Явственно звучит в этих преданиях голос ненависти к растущей силе алчных епископов и аббатов и к ‘гордому шерифу’, блюстителю угнетавшего народ ‘закона’. Люди уходили в лес и из его чащи продолжали борьбу со своими заклятыми врагами. Слышатся тут и другие, по существу родственные мотивы. Влачившие голодное существование крестьяне не всегда могли противиться искушению поохотиться в заповедном королевском лесу. За убийство ‘королевского оленя’ человека либо вешали, либо кастрировали и ослепляли. Заподозренным в браконьерстве оставалось одно: бежать в лес и скрываться в его глуши. ‘Эти йомены были объявлены вне закона за охоту на оленей’, читаем в одной из баллад, и ‘поклялись стать братьями и уйти в лес’ {‘Adam Bell’ (‘Адам Белл’).}. ‘Добрый, зеленый лес’ Робин Гуда — лес солнечный, весенний, праздничный. ‘В году двенадцать месяцев, так слыхал я от многих. Но самый веселый месяц в году — веселый месяц май’ {‘Robin Hood and the Widow’s three Sons’ (‘Робин Гуд и трое сыновей вдовы’).}. Иногда это — летний лес, такой же веселый: ‘Летом, когда ярки леса и когда листья становятся большими и длинными, так весело в прекрасном лесу слушать пение птичек’ {‘Robin Hood and the Monk’ (‘Робин Гуд и монах’).}. В этом лесу нет ничего таинственного, нет и тени мистической жути. В его чаще мы не встретим ни оборотней, ни эльфов. Здесь бродят только олени: ‘мясо, которым мы должны поужинать и которое быстро бегает на своих ногах’, как говорит один из живущих в лесу изгнанников. В Шервудском лесу, в Ноттингемшире, вместе со своими товарищами живет Робин Гуд, ‘веселый Робин’, ‘храбрый Робин’, который бьет стрелой из лука без промаха.

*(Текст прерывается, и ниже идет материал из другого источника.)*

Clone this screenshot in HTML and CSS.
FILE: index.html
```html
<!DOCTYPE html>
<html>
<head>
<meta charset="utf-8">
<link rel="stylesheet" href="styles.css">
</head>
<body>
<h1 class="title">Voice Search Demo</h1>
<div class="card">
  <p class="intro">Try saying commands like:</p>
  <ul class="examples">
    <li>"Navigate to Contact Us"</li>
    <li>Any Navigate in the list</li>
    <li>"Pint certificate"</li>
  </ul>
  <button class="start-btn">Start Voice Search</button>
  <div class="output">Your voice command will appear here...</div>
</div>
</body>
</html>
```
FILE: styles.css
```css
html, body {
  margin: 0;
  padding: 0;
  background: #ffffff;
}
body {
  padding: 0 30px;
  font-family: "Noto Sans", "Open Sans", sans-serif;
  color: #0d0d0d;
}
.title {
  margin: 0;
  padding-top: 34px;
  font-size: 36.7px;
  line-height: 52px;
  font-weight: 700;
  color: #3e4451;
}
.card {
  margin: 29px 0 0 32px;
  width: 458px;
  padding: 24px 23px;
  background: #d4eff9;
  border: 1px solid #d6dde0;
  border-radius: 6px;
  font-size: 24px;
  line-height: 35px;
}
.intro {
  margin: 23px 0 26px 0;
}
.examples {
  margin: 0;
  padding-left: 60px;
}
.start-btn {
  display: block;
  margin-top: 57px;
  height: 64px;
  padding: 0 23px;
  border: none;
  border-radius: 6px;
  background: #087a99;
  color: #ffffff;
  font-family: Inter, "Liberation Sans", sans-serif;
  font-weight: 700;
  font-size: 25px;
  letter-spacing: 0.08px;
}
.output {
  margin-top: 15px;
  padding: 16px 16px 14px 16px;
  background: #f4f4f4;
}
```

Робин отнимает деньги у богачей и щедро наделяет ими бедняков. Старинный английский историк XVI века, Стоу (John Stow. (1525-1606), описывая Робин Гуда как историческое лицо, говорит о нем следующее: ‘Он не позволял, чтобы угнетали, насиловали или по-иному оскорбляли женщин. Он щадил добро бедняков и помогал им тем, что добывал путем грабежа в аббатствах и домах богачей {Реrcy, Reliques of Ancient English Poetry.}. Шериф и тупоумные (fat-headed) монахи — заклятые враги Робин Гуда. ‘Смотрите, — говорит Робин Гуд своим товарищам, — не трогайте хлебопашца, обрабатывающего землю плугом. Не трогайте и доброго йомена, проходящего через зеленую рощу, а также рыцаря или сквайра, если он окажется хорошим парнем (That will be a good fellow). Епископов и архиепископов — вот их вяжите и бейте. Ноттингемского шерифа — его не забудьте’ {‘A Little Geste…’}.

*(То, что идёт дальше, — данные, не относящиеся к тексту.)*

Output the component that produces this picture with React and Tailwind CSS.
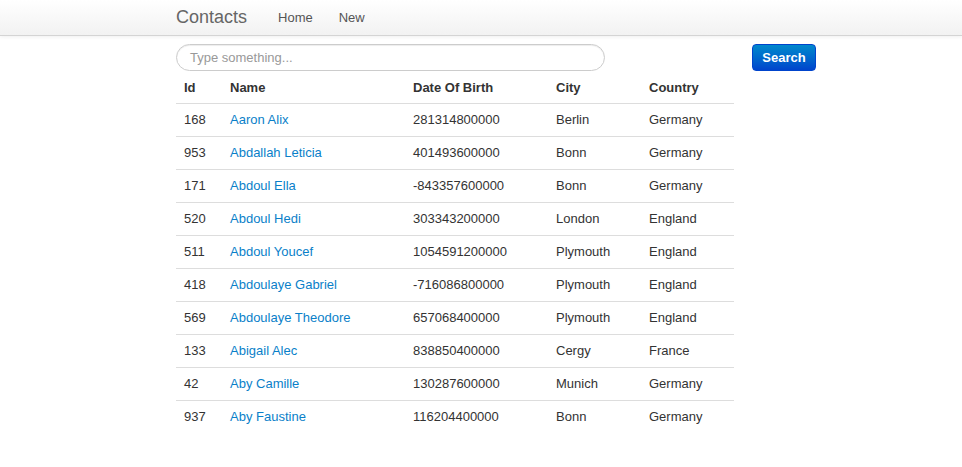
const contacts = [
  { id: 168, name: 'Aaron Alix', dob: '281314800000', city: 'Berlin', country: 'Germany' },
  { id: 953, name: 'Abdallah Leticia', dob: '401493600000', city: 'Bonn', country: 'Germany' },
  { id: 171, name: 'Abdoul Ella', dob: '-843357600000', city: 'Bonn', country: 'Germany' },
  { id: 520, name: 'Abdoul Hedi', dob: '303343200000', city: 'London', country: 'England' },
  { id: 511, name: 'Abdoul Youcef', dob: '1054591200000', city: 'Plymouth', country: 'England' },
  { id: 418, name: 'Abdoulaye Gabriel', dob: '-716086800000', city: 'Plymouth', country: 'England' },
  { id: 569, name: 'Abdoulaye Theodore', dob: '657068400000', city: 'Plymouth', country: 'England' },
  { id: 133, name: 'Abigail Alec', dob: '838850400000', city: 'Cergy', country: 'France' },
  { id: 42, name: 'Aby Camille', dob: '130287600000', city: 'Munich', country: 'Germany' },
  { id: 937, name: 'Aby Faustine', dob: '116204400000', city: 'Bonn', country: 'Germany' },
];

export default function App() {
  return (
    <div className="min-h-[467px] bg-white text-[#333] text-[13px] font-['Liberation_Sans',Arial,sans-serif]">
      {/* Navbar */}
      <div className="h-[36px] border-b border-[#d4d4d4] bg-gradient-to-b from-white to-[#f2f2f2] shadow-[0_1px_4px_rgba(0,0,0,0.065)]">
        <div className="flex items-center h-[35px] pl-[176px]">
          <span className="text-[18px] text-[#666] mr-[31px]">Contacts</span>
          <a className="text-[#555] mr-[26px]">Home</a>
          <a className="text-[#555]">New</a>
        </div>
      </div>

      <div className="pl-[176px] w-[816px]">
        {/* Search form */}
        <div className="flex items-center mt-[8px] h-[27px]">
          <div className="w-[429px] h-[27px] rounded-full border border-[#ccc] flex items-center px-[13px] text-[#999] shadow-[inset_0_1px_1px_rgba(0,0,0,0.075)]">
            Type something...
          </div>
          <button className="ml-auto w-[64px] h-[27px] rounded-[4px] border border-[#0044cc] bg-gradient-to-b from-[#0088cc] to-[#0044cc] text-white font-bold text-[13px]">
            Search
          </button>
        </div>

        {/* Table */}
        <table className="w-[558px] border-collapse table-fixed">
          <colgroup>
            <col className="w-[46px]" />
            <col className="w-[183px]" />
            <col className="w-[143px]" />
            <col className="w-[93px]" />
            <col className="w-[93px]" />
          </colgroup>
          <thead>
            <tr className="h-[32px] text-left">
              <th className="px-[8px] pt-[1px] font-bold">Id</th>
              <th className="px-[8px] pt-[1px] font-bold">Name</th>
              <th className="px-[8px] pt-[1px] font-bold">Date Of Birth</th>
              <th className="px-[8px] pt-[1px] font-bold">City</th>
              <th className="px-[8px] pt-[1px] font-bold">Country</th>
            </tr>
          </thead>
          <tbody>
            {contacts.map(c => (
              <tr key={c.id} className="h-[33px] border-t border-[#ddd]">
                <td className="px-[8px]">{c.id}</td>
                <td className="px-[8px]"><a className="text-[#0a7fc9]">{c.name}</a></td>
                <td className="px-[8px]">{c.dob}</td>
                <td className="px-[8px]">{c.city}</td>
                <td className="px-[8px]">{c.country}</td>
              </tr>
            ))}
          </tbody>
        </table>
      </div>
    </div>
  );
}
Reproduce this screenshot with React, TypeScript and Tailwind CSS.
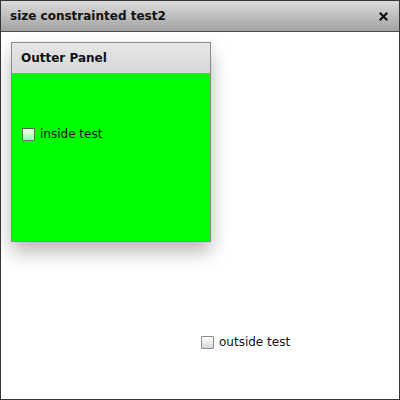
export default function App() {
  return (
    <div
      className="w-[400px] h-[400px] border border-[#353535] bg-white flex flex-col overflow-hidden"
      style={{ fontFamily: '"DejaVu Sans", sans-serif' }}
    >
      <div className="h-[31px] shrink-0 flex items-center justify-between pl-[9px] pr-[11px] border-b border-[#4a4a4a] bg-gradient-to-b from-[#dcdcdc] to-[#a2a2a2]">
        <span className="text-[12px] font-bold text-[#111] leading-none">size constrainted test2</span>
        <svg width="9" height="9" viewBox="0 0 9 9">
          <path d="M1.5 1.5 L7.5 7.5 M7.5 1.5 L1.5 7.5" stroke="#111" strokeWidth="2.2" strokeLinecap="square" />
        </svg>
      </div>

      <div className="flex-1 flex flex-col">
        <div className="ml-[10px] mt-[10px] w-[200px] h-[200px] border border-[#8a8a8a] flex flex-col shadow-[0_10px_18px_rgba(0,0,0,0.28)]">
          <div className="h-[31px] shrink-0 flex items-center pl-[9px] border-b border-[#9a9a9a] bg-gradient-to-b from-[#e6e6e6] to-[#d8d8d8]">
            <span className="text-[12px] font-bold text-[#111]">Outter Panel</span>
          </div>
          <div className="flex-1 bg-[#00ff00] pt-[51px] pl-[10px]">
            <label className="flex items-center gap-[5px] text-[12px] text-[#111]">
              <span className="w-[13px] h-[13px] border border-[rgba(0,0,0,0.55)] bg-gradient-to-b from-[rgba(255,255,255,0.95)] to-[rgba(255,255,255,0.6)] rounded-[1px]" />
              inside test
            </label>
          </div>
        </div>

        <label className="ml-[200px] mt-[91px] flex items-center gap-[5px] text-[12px] text-[#111]">
          <span className="w-[13px] h-[13px] border border-[#8c8c8c] bg-gradient-to-b from-white to-[#d6d6d6] rounded-[1px]" />
          outside test
        </label>
      </div>
    </div>
  )
}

Как мы уже говорили, память о Робин Гуде еще широко праздновалась в XVI веке. Однажды епископ Латимер (1485-1555) прибыл в сельскую церковь для проповеди. Он нашел церковные двери запертыми, и ему пришлось ожидать более часа, пока не явился какой-то человек и сказал ему: ‘Сэр, сегодня мы не можем вас слушать, потому что мы празднуем память Робин Гуда. Все жители села ушли далеко отсюда в лес’. Епископу пришлось снять облачение и удалиться. ‘Нечего тут смеяться, друзья мои, — пишет Латимер, — плакать нужно, печалиться надо о том, что изгоняют проповедника ради Робин Гуда, вора и предателя’.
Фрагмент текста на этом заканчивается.